I’ve been thinking about the way that I and other writers use the pronoun you in poems and realising how strong an antipathy I have to its being used to stand in for the first person. I’m not talking about the colloquial use of you as a replacement for the often bothersomely formal impersonal pronoun one, but about poems that seem to address the reader/hearer when they’re actually telling us about what the writer/speaker is doing.
For an example, listen to the poem that set me off on this train of thought: Jacob Sam-La Rose‘s aubade “Waking, You Find Yourself …“. Certainly not a bad piece of writing, but it suffers from this problematic you.

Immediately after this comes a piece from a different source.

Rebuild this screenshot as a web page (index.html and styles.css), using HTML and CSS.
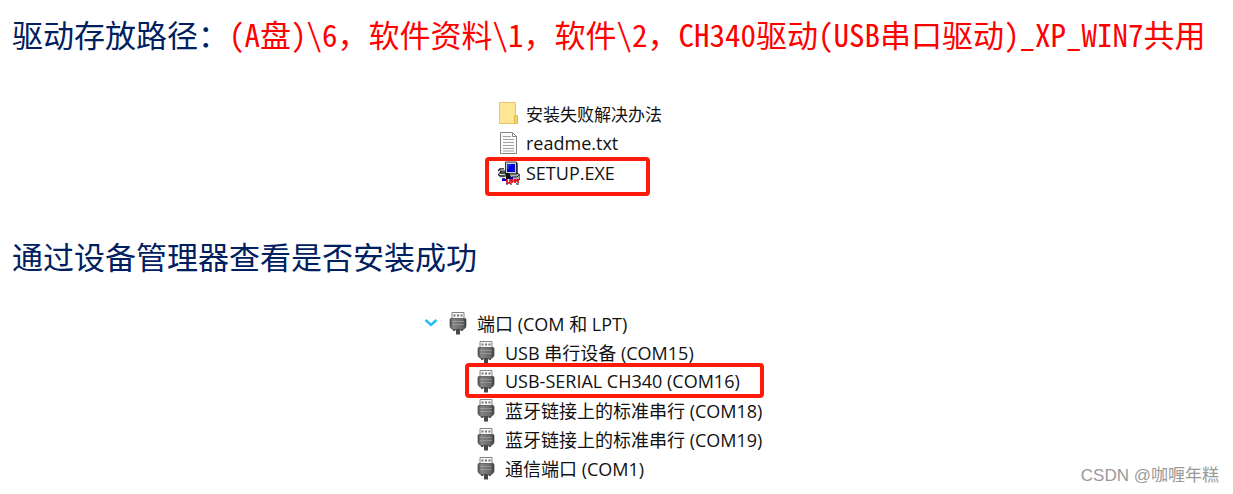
FILE: index.html
```html
<!DOCTYPE html>
<html lang="zh-CN">
<head>
<meta charset="utf-8">
<title>CH340 驱动安装</title>
<link rel="stylesheet" href="styles.css">
</head>
<body>
<svg class="defs" aria-hidden="true">
  <defs>
    <linearGradient id="metal" x1="0" x2="1" y1="0" y2="0">
      <stop offset="0" stop-color="#505050"/>
      <stop offset=".2" stop-color="#858585"/>
      <stop offset=".75" stop-color="#696969"/>
      <stop offset="1" stop-color="#3c3c3c"/>
    </linearGradient>
    <symbol id="port" viewBox="0 0 18 24">
      <path d="M3 1.500h12v8H3z" fill="#f6f6f6" stroke="#858585"/>
      <path d="M4.500 3.500h2v2h-2zM8 3.500h2v2H8zM11.500 3.500h2v2h-2z" fill="#777"/>
      <path d="M1 8.500q0-1 1-1h14q1 0 1 1V15q0 2-2 3l-2 1H5l-2-1q-2-1-2-3z" fill="url(#metal)" stroke="#484848" stroke-width=".7"/>
      <path d="M3 10.500h12M3 13.500h12" stroke="#a2a2a2" stroke-width=".7"/>
      <path d="M5 18v2M13 18v2" stroke="#555" stroke-width="2"/>
      <path d="M7 18h4v5.500H7z" fill="#484848"/>
    </symbol>
  </defs>
</svg>
<main class="page">
  <h2 class="heading">驱动存放路径：<span class="path"><span class="half">(A盘)\6</span>，软件资料<span class="half">\1</span>，软件<span class="half">\2</span>，<span class="half">CH340驱动(USB串口驱动)_XP_WIN7共用</span></span></h2>

  <ul class="files">
    <li class="file">
      <svg class="file-icon" viewBox="0 0 22 24" aria-hidden="true">
        <path d="M1.500 1.500h16v13l2 1v7h-18z" fill="#ffe694" stroke="#e8c661"/>
        <path d="M16.500 14.500v8h2q1 0 1-1v-7z" fill="#f5d36c" stroke="#e0b94c"/>
      </svg>
      <span class="name-cjk">安装失败解决办法</span>
    </li>
    <li class="file">
      <svg class="file-icon" viewBox="0 0 22 24" aria-hidden="true">
        <path d="M2.500 1.500h12l4 4v17h-16z" fill="#fafafa" stroke="#858585"/>
        <path d="M14.500 1.500v4h4" fill="none" stroke="#858585"/>
        <path d="M5 5.500h8M5 8.500h11M5 11.500h11M5 14.500h11M5 17.500h11M5 20h11" stroke="#a2a2a2"/>
      </svg>
      <span>readme.txt</span>
    </li>
    <li class="file marked">
      <svg class="file-icon" viewBox="0 0 22 24" aria-hidden="true">
        <path d="M7.500 1h11v12h-11z" fill="#d0d0d0" stroke="#333"/>
        <path d="M9 3h8v8H9z" fill="#0000d8"/>
        <path d="M9 3h4v2h-2v3H9z" fill="#1030ff"/>
        <path d="M19 2v10l3 2v4l-3 2h-6v-3h-3v-4h9z" fill="#b4b4b4" stroke="#222"/>
        <path d="M14 16h5l2-2" fill="none" stroke="#222"/>
        <path d="M6 8H2L0 10M7 10H3l-1 2h5M0 13l2 2h5M4 18h3" fill="none" stroke="#111" stroke-width="1.300"/>
        <path d="M3 9h4M3 13.500h4M2 16.500h4" stroke="#c6dfeb"/>
        <path d="M7 12h4l2 4v2H8z" fill="#111"/>
        <path d="M4 19h5M12 17h3" stroke="#0000c8" stroke-width="2"/>
        <path d="M9 18v4h3v-4M14 18v4M16 19h5M17 18v4M20 18v4" fill="none" stroke="#f00018" stroke-width="1.600"/>
        <path d="M8 23h2M12 23h2M18 23h3" stroke="#111"/>
      </svg>
      <span>SETUP.EXE</span>
    </li>
  </ul>

  <h2 class="heading">通过设备管理器查看是否安装成功</h2>

  <div class="tree">
    <div class="node">
      <svg class="chevron" viewBox="0 0 14 10" aria-hidden="true"><path d="M1.500 2l5.500 5 5.500-5" fill="none" stroke="#20bdf5" stroke-width="2.400"/></svg>
      <svg class="port-icon" aria-hidden="true"><use href="#port"/></svg>
      <span>端口 (COM 和 LPT)</span>
    </div>
    <ul class="children">
      <li class="node"><svg class="port-icon" aria-hidden="true"><use href="#port"/></svg><span>USB 串行设备 (COM15)</span></li>
      <li class="node marked"><svg class="port-icon" aria-hidden="true"><use href="#port"/></svg><span>USB-SERIAL CH340 (COM16)</span></li>
      <li class="node"><svg class="port-icon" aria-hidden="true"><use href="#port"/></svg><span>蓝牙链接上的标准串行 (COM18)</span></li>
      <li class="node"><svg class="port-icon" aria-hidden="true"><use href="#port"/></svg><span>蓝牙链接上的标准串行 (COM19)</span></li>
      <li class="node"><svg class="port-icon" aria-hidden="true"><use href="#port"/></svg><span>通信端口 (COM1)</span></li>
    </ul>
  </div>
</main>
<div class="watermark">CSDN @咖喱年糕</div>
</body>
</html>
```
FILE: styles.css
```css
body {
  margin: 0;
  background: #fff;
  color: #111;
  font-family: "Open Sans", "Noto Sans CJK SC", sans-serif;
  font-size: 18px;
}

ul {
  margin: 0;
  padding: 0;
  list-style: none;
}

.defs {
  position: absolute;
  width: 0;
  height: 0;
}

.page {
  padding: 10px 12px;
}

.heading {
  margin: 0;
  color: #002060;
  font-family: "Noto Sans CJK SC", sans-serif;
  font-size: 31px;
  font-weight: 400;
  line-height: 48px;
  white-space: nowrap;
}

.path {
  color: #f00;
}

.half {
  font-feature-settings: "hwid";
}

.files {
  width: 165px;
  margin: 40px 0 44px 473px;
}

.file {
  display: flex;
  align-items: center;
  gap: 6px;
  height: 30px;
  padding-left: 13px;
  white-space: nowrap;
}

.file-icon {
  flex: none;
  width: 22px;
  height: 24px;
}

.name-cjk {
  font-size: 17px;
}

.marked {
  position: relative;
}

.marked::after {
  content: "";
  position: absolute;
  inset: -3px 0;
  border: 4px solid #ff1a0a;
  border-radius: 4px;
}

.file.marked::after {
  inset: -1px 0 -8px;
}

.tree {
  width: 340px;
  margin: 28px 0 0 412px;
}

.node {
  display: flex;
  align-items: center;
  gap: 10px;
  height: 29px;
  white-space: nowrap;
}

.chevron {
  flex: none;
  width: 14px;
  height: 10px;
  margin-right: 1px;
}

.port-icon {
  flex: none;
  width: 18px;
  height: 24px;
}

.children {
  margin-left: 41px;
}

.children .node {
  padding-left: 12px;
}

.watermark {
  position: absolute;
  right: 14px;
  bottom: 6px;
  color: #999;
  font-family: "Liberation Sans", "Noto Sans CJK SC", sans-serif;
  font-size: 17px;
  line-height: 24px;
}
```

And here’s the problem: This you pretends to generalise a particular experience; it tells the reader “you do/see/think this” when, in fact, they don’t and quite possibly wouldn’t or couldn’t for any number of reasons. It attempts to steer around the ambiguities and problems of the poetic I; it neither steams ahead with the first person nor engages with postmodern games and doubts about the self. It can’t decide whether it wants distance or intimacy and, instead, opts for something that purports to provide both.

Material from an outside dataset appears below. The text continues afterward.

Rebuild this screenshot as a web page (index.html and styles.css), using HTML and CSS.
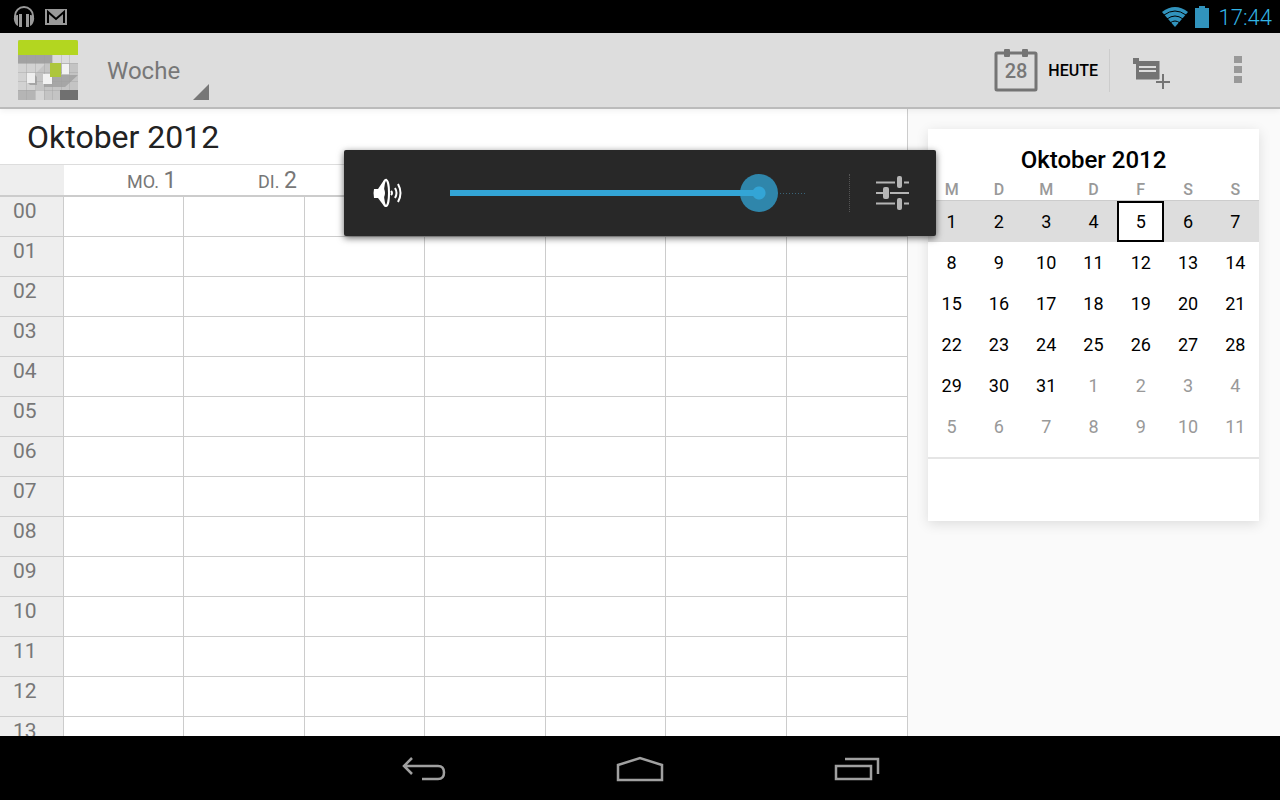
FILE: index.html
```html
<!DOCTYPE html>
<html lang="de">
<head>
  <meta charset="UTF-8" />
  <meta name="viewport" content="width=device-width, initial-scale=1.0"/>
  <title>Kalender</title>
  <link rel="stylesheet" href="styles.css">
</head>
<body>
  <div class="status-bar">
    <div class="status-left">
      <!-- headphones -->
      <svg width="22" height="22" viewBox="0 0 22 22">
        <path d="M2 12V10A9 9 0 0 1 20 10V12" fill="none" stroke="#999" stroke-width="2"/>
        <path d="M4 9Q0 10 1 14Q2 19 5 20V9ZM18 9Q22 10 21 14Q20 19 17 20V9ZM6 8H9V21H6ZM13 8H16V21H13Z" fill="#999"/>
      </svg>
      <!-- mail -->
      <svg width="22" height="16" viewBox="0 0 22 16">
        <rect width="22" height="16" fill="#999"/>
        <path d="M3 14V3L11 10L19 3V14" fill="none" stroke="#000" stroke-width="2"/>
      </svg>
    </div>
    <div class="status-right">
      <svg width="28" height="22" viewBox="0 0 28 22">
        <path d="M14 21L1 6Q14 -4 27 6Z" fill="#3193bd"/>
        <path d="M3 9Q14 1 25 9M6 13Q14 7 22 13M9 17Q14 13 19 17" fill="none" stroke="#000" stroke-width="1"/>
      </svg>
      <svg width="14" height="22" viewBox="0 0 14 22">
        <path d="M4 0H10V2H14V22H0V2H4Z" fill="#3193bd"/>
      </svg>
      <span class="clock">17:44</span>
    </div>
  </div>

  <header class="action-bar">
    <svg class="app-icon" width="60" height="60" viewBox="1 1 60 60">
      <rect x="0" y="0" width="62" height="62" rx="3" fill="#c4c4c4"/>
      <rect x="1" y="16" width="60" height="45" fill="#c4c4c4"/>
      <path d="M1 16H35V24H1Z" fill="#a2a2a2"/>
      <path d="M35 16H61V24H35Z" fill="#dcdcdc"/>
      <path d="M1 25H28L19 34V52H1Z" fill="#d2d2d2"/>
      <path d="M44 36H61L48 48H27V45H35V38H44Z" fill="#a6a6a6"/>
      <path d="M11 44H18V36L20 38V46H13Z" fill="#a6a6a6"/>
      <path d="M1 51H18V61H1Z" fill="#b5b5b5"/>
      <path d="M18 51H27V61H18Z" fill="#d5d5d5"/>
      <path d="M1 24.500H61M1 33.500H61M1 42.500H61M1 51.500H61M9.500 16V61M18.500 16V61M27.500 16V61M35.500 16V61M44.500 16V61M52.500 16V61" stroke="#9d9d9d" stroke-opacity=".35"/>
      <rect x="10" y="34" width="8" height="10" fill="#eee"/>
      <rect x="26" y="35" width="9" height="10" fill="#f2f2f2"/>
      <rect x="45" y="25" width="7" height="10" fill="#f2f2f2"/>
      <rect x="33" y="24" width="11" height="14" fill="#adc63c"/>
      <rect x="43" y="51" width="18" height="10" fill="#707070"/>
      <path d="M1 3Q1 1 3 1H59Q61 1 61 3V16H1Z" fill="#b3d620"/>
    </svg>
    <button class="spinner">Woche
      <svg width="16" height="16" viewBox="0 0 16 16"><path d="M16 0V16H0Z" fill="#777"/></svg>
    </button>
    <div class="actions">
      <button class="today">
        <svg width="44" height="44" viewBox="0 0 44 44">
          <rect x="2" y="5" width="40" height="37" rx="1" fill="none" stroke="#747474" stroke-width="3"/>
          <rect x="10" y="1" width="6" height="8" rx="1" fill="#747474"/>
          <rect x="28" y="1" width="6" height="8" rx="1" fill="#747474"/>
          <text x="22" y="30" text-anchor="middle" class="icon-day">28</text>
        </svg>
        HEUTE
      </button>
      <button class="icon-button new-event" aria-label="Neuer Termin">
        <svg width="38" height="32" viewBox="0 0 38 32">
          <path d="M0 0H6V3H26V21H3V6H0Z" fill="#747474"/>
          <path d="M6 9H23M6 13H23" stroke="#ddd" stroke-width="2"/>
          <path d="M22 21H26V17H32V26H26V22H22Z" fill="#ddd"/>
          <path d="M26 3V21H3" fill="none" stroke="#747474"/>
          <path d="M30 16V31M23 24H37" stroke="#747474" stroke-width="2"/>
        </svg>
      </button>
      <button class="icon-button overflow" aria-label="Mehr">
        <svg width="8" height="28" viewBox="0 0 8 28"><path d="M0 0H8V7H0ZM0 10H8V17H0ZM0 20H8V27H0Z" fill="#999"/></svg>
      </button>
    </div>
  </header>

  <main class="content">
    <section class="week">
      <h1>Oktober 2012</h1>
      <table class="week-grid">
        <colgroup><col class="hour-col"><col span="7"></colgroup>
        <thead>
          <tr><th></th><th>MO. <b>1</b></th><th>DI. <b>2</b></th><th></th><th></th><th></th><th></th><th></th></tr>
        </thead>
        <tbody>
          <tr><th>00</th><td></td><td></td><td></td><td></td><td></td><td></td><td></td></tr>
          <tr><th>01</th><td></td><td></td><td></td><td></td><td></td><td></td><td></td></tr>
          <tr><th>02</th><td></td><td></td><td></td><td></td><td></td><td></td><td></td></tr>
          <tr><th>03</th><td></td><td></td><td></td><td></td><td></td><td></td><td></td></tr>
          <tr><th>04</th><td></td><td></td><td></td><td></td><td></td><td></td><td></td></tr>
          <tr><th>05</th><td></td><td></td><td></td><td></td><td></td><td></td><td></td></tr>
          <tr><th>06</th><td></td><td></td><td></td><td></td><td></td><td></td><td></td></tr>
          <tr><th>07</th><td></td><td></td><td></td><td></td><td></td><td></td><td></td></tr>
          <tr><th>08</th><td></td><td></td><td></td><td></td><td></td><td></td><td></td></tr>
          <tr><th>09</th><td></td><td></td><td></td><td></td><td></td><td></td><td></td></tr>
          <tr><th>10</th><td></td><td></td><td></td><td></td><td></td><td></td><td></td></tr>
          <tr><th>11</th><td></td><td></td><td></td><td></td><td></td><td></td><td></td></tr>
          <tr><th>12</th><td></td><td></td><td></td><td></td><td></td><td></td><td></td></tr>
          <tr><th>13</th><td></td><td></td><td></td><td></td><td></td><td></td><td></td></tr>
        </tbody>
      </table>
    </section>

    <aside class="sidebar">
      <div class="month-card">
        <h2>Oktober 2012</h2>
        <table class="month">
          <thead>
            <tr><th>M</th><th>D</th><th>M</th><th>D</th><th>F</th><th>S</th><th>S</th></tr>
          </thead>
          <tbody>
            <tr class="current"><td>1</td><td>2</td><td>3</td><td>4</td><td class="selected">5</td><td>6</td><td>7</td></tr>
            <tr><td>8</td><td>9</td><td>10</td><td>11</td><td>12</td><td>13</td><td>14</td></tr>
            <tr><td>15</td><td>16</td><td>17</td><td>18</td><td>19</td><td>20</td><td>21</td></tr>
            <tr><td>22</td><td>23</td><td>24</td><td>25</td><td>26</td><td>27</td><td>28</td></tr>
            <tr><td>29</td><td>30</td><td>31</td><td class="other">1</td><td class="other">2</td><td class="other">3</td><td class="other">4</td></tr>
            <tr><td class="other">5</td><td class="other">6</td><td class="other">7</td><td class="other">8</td><td class="other">9</td><td class="other">10</td><td class="other">11</td></tr>
          </tbody>
        </table>
        <div class="calendars"></div>
      </div>
    </aside>
  </main>

  <nav class="nav-bar">
    <button aria-label="Zurück">
      <svg width="44" height="26" viewBox="0 0 44 26"><path d="M10 2L2 10L10 18M2 10H36Q42 10 42 16.500Q42 23 36 23H20" fill="none" stroke="#a0a0a0" stroke-width="2.500"/></svg>
    </button>
    <button aria-label="Startseite">
      <svg width="48" height="26" viewBox="0 0 48 26"><path d="M2 24V9L24 2L46 9V24Z" fill="none" stroke="#a0a0a0" stroke-width="2.500"/></svg>
    </button>
    <button aria-label="Letzte Apps">
      <svg width="46" height="26" viewBox="0 0 46 26"><path d="M2 10H37V23H2ZM11 3H44V18" fill="none" stroke="#a0a0a0" stroke-width="2.500"/></svg>
    </button>
  </nav>

  <div class="volume">
    <svg class="speaker" width="30" height="30" viewBox="0 0 30 30">
      <path d="M1 11H5L11 2Q13 0 14 1V28Q13 30 11 28L5 20H1Q0 15 1 11Z" fill="#fff"/>
      <ellipse cx="13" cy="15" rx="3" ry="13" fill="#282828" stroke="#fff" stroke-width="2"/>
      <path d="M11 11Q13 15 11 19Z" fill="#fff"/>
      <path d="M18 13Q20 15 18 17M22 10Q25 15 22 20M25 6Q30 15 25 24" fill="none" stroke="#fff" stroke-width="2"/>
    </svg>
    <input type="range" min="0" max="100" value="91" aria-label="Lautstärke">
    <button class="volume-settings" aria-label="Toneinstellungen">
      <svg width="34" height="34" viewBox="0 0 34 34">
        <path d="M0 6.500H19M28 6.500H33M0 17H7M14 17H33M0 27.500H19M28 27.500H33" stroke="#b5b5b5" stroke-width="2"/>
        <rect x="21" y="0" width="5" height="12" rx="2" fill="#b5b5b5"/>
        <rect x="7" y="11" width="6" height="12" rx="2" fill="#b5b5b5"/>
        <rect x="21" y="22" width="5" height="12" rx="2" fill="#b5b5b5"/>
      </svg>
    </button>
  </div>
</body>
</html>
```
FILE: styles.css
```css
* { box-sizing: border-box; }

html, body {
  height: 100%;
  margin: 0;
}

body {
  display: flex;
  flex-direction: column;
  overflow: hidden;
  font-family: Roboto, "Noto Sans", sans-serif;
  background: #fff;
}

button { background: none; border: none; padding: 0; font-family: inherit; cursor: pointer; }
svg { display: block; flex-shrink: 0; }

/* status bar */
.status-bar { flex: none; height: 33px; padding: 0 8px 0 13px; display: flex; justify-content: space-between; align-items: center; background: #000; }
.status-left, .status-right { display: flex; align-items: center; }
.status-left { gap: 10px; }
.status-right { gap: 6px; }
.clock { margin-left: 4px; padding-top: 2px; font-size: 22px; font-weight: 300; color: #33b5e5; }

/* action bar */
.action-bar { position: relative; flex: none; height: 76px; padding: 0 18px; display: flex; align-items: center; background: #ddd; border-bottom: 2px solid #bbb; box-shadow: 0 2px 6px rgba(0,0,0,0.06); }
.spinner { position: relative; height: 60px; margin-left: 17px; padding: 2px 29px 0 12px; font-size: 24px; color: #777; }
.spinner svg { position: absolute; right: 0; bottom: 0; }
.actions { display: flex; align-items: center; height: 100%; margin-left: auto; }
.today { display: flex; align-items: center; gap: 10px; height: 43px; padding-right: 11px; font-size: 16px; font-weight: 500; color: #000; border-right: 1px solid #ccc; }
.icon-day { font-size: 20px; font-weight: 500; fill: #777; }
.icon-button { display: flex; align-items: center; justify-content: center; height: 48px; }
.new-event { width: 84px; padding-top: 8px; }
.overflow { width: 48px; margin-left: 20px; }

/* week view */
.content { flex: 1; min-height: 0; display: flex; }
.week { flex: 1; min-width: 0; overflow: hidden; border-right: 1px solid #ccc; }
.week h1 { margin: 0; padding: 2px 0 0 27px; font-size: 32px; line-height: 53px; font-weight: 400; color: #222; }
.week-grid { width: 100%; table-layout: fixed; border-collapse: separate; border-spacing: 0; color: #777; }
.week-grid th { padding: 0; font-weight: 400; }
.hour-col { width: 64px; }
.week-grid thead th { height: 32px; padding: 3px 8px 0 0; font-size: 18px; line-height: 26px; text-align: right; border-top: 1px solid #ddd; border-bottom: 2px solid #ccc; }
.week-grid thead b { font-size: 23px; font-weight: 400; }
.week-grid tr th:first-child { background: #eee; }
.week-grid tbody th { height: 40px; padding-left: 13px; font-size: 21px; line-height: 28px; text-align: left; vertical-align: top; }
.week-grid tbody th, .week-grid td { border-right: 1px solid #ccc; border-bottom: 1px solid #ccc; }
.week-grid tr > :last-child { border-right: none; }

/* month card */
.sidebar { width: 372px; padding: 20px 21px 20px 20px; background: #fafafa; }
.month-card { background: #fff; box-shadow: 0 3px 12px rgba(0,0,0,0.12); }
.month-card h2 { margin: 0; padding-top: 13px; font-size: 24px; line-height: 36px; font-weight: 500; text-align: center; color: #000; }
.month { width: 100%; table-layout: fixed; border-collapse: separate; border-spacing: 0; text-align: center; }
.month th { height: 23px; padding: 0; font-size: 16px; font-weight: 500; color: #999; border-bottom: 1px solid #ccc; }
.month td { height: 41px; padding: 0; font-size: 18px; color: #000; }
.month .current { background: #ddd; }
.month .selected { background: #fff; border: 2px solid #000; }
.month .other { color: #999; }
.calendars { height: 74px; padding-top: 10px; }
.calendars:before { content: ""; display: block; border-top: 2px solid #e5e5e5; }

/* system buttons */
.nav-bar { flex: none; height: 64px; padding: 2px 0 0 2px; display: flex; justify-content: center; gap: 170px; background: #000; }
.nav-bar button { display: flex; align-items: center; }

/* volume overlay */
.volume { position: absolute; top: 150px; left: 50%; width: 592px; height: 86px; margin-left: -296px; padding: 0 26px 0 29px; display: flex; align-items: center; background: #282828; border-radius: 2px; box-shadow: 0 2px 7px rgba(0,0,0,0.6); }
.volume input {
  flex: 1;
  height: 40px;
  margin: 0 42px 0 47px;
  appearance: none;
  background:
    linear-gradient(#33a5d6, #33a5d6) left center / 310px 6px no-repeat,
    repeating-linear-gradient(to right, #3a6478 0 1px, transparent 1px 3px) right center / 30px 1px no-repeat;
}
.volume input::-webkit-slider-thumb { appearance: none; width: 38px; height: 38px; border-radius: 50%; background: linear-gradient(#33a5d6, #33a5d6) left center / 19px 6px no-repeat, radial-gradient(circle, #33a5d6 6px, #2f86ab 7px); }
.volume-settings { display: flex; align-items: center; height: 38px; padding-left: 26px; border-left: 1px dotted #555; }
```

Is this approach mainly an affectation of younger writers? I used to do it now and again, but I don’t think I’ve fallen into that trap for a good six or seven years at least. In the flush and overconfidence of youth, is it too easy to think that something we experience is universal? Or is it a lack of confidence that leads the younger writer to push for universality by slipping into the second person?
Whatever the answer to those questions, it seems to me that you would be best reserved for instances in which there is a clear addressee–a named dedicatee or one unnamed but obvious–or for use as an impersonal pronoun where standard grammar would require one. It is possible to use you to address oneself in a poem if that’s made clear in the title, for instance, as in my poem “Notes to Self”.
Poems like Sam-La Rose’s are probably best rendered using the first person or, if the poet wants more distance, the third. Of course, the third person in English (and many other languages) ties down the gender of the character in the poem, which might or might not be an issue. Then again, the you I’m arguing against also gives the question of gendered poetry a bodyswerve, and is that really acceptable?